[Start Data shown]
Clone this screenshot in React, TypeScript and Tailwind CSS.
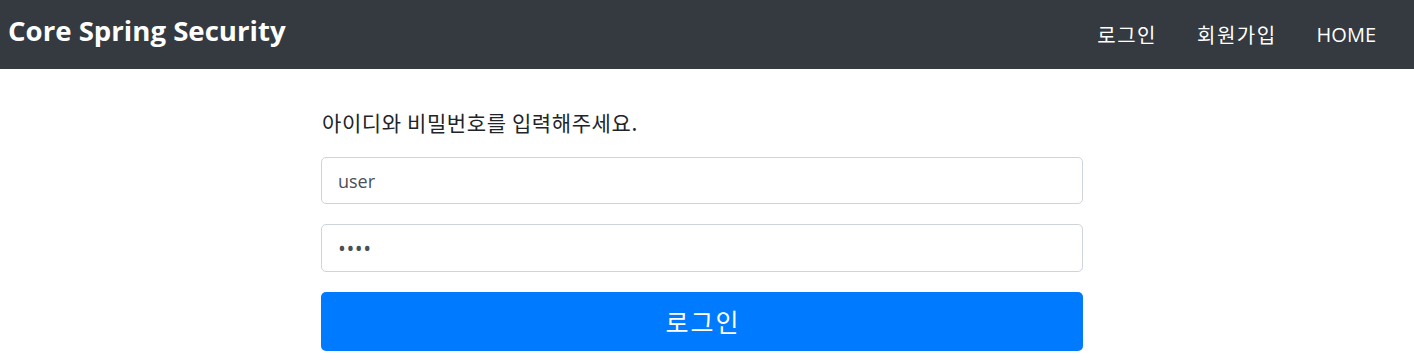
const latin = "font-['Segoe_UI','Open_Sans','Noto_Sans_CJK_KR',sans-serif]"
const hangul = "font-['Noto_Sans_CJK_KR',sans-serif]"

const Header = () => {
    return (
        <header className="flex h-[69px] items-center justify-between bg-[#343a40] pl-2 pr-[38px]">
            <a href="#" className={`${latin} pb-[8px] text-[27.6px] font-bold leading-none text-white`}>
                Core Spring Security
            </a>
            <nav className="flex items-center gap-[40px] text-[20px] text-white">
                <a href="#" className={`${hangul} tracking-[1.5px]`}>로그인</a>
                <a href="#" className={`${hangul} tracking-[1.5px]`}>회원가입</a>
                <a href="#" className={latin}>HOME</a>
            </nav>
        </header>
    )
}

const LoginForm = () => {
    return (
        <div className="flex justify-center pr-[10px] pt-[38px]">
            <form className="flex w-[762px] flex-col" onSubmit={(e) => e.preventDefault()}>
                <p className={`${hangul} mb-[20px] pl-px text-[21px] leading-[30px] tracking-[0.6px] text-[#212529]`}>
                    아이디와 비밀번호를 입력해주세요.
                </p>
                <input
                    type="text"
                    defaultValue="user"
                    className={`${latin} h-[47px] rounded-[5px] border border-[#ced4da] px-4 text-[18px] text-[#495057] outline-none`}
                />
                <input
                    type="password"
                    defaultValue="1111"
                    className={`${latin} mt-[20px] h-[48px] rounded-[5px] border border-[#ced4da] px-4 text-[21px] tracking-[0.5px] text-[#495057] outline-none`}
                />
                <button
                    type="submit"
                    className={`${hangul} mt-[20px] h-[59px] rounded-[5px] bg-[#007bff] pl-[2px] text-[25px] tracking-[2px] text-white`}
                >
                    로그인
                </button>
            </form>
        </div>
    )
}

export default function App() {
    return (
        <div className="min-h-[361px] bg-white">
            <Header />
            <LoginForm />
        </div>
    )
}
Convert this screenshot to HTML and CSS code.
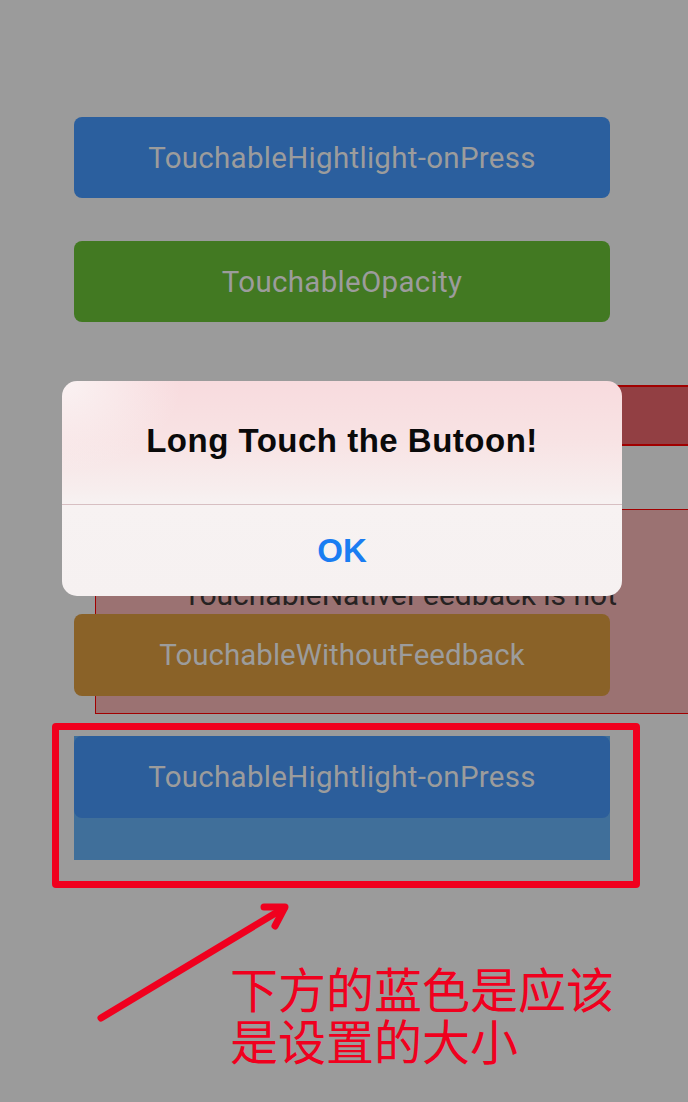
[End Data shown]
- Description of the task: Pick out the lines above containing the word "this", then copy them.

- Solution to the exercise:
Clone this screenshot in React, TypeScript and Tailwind CSS.
Convert this screenshot to HTML and CSS code.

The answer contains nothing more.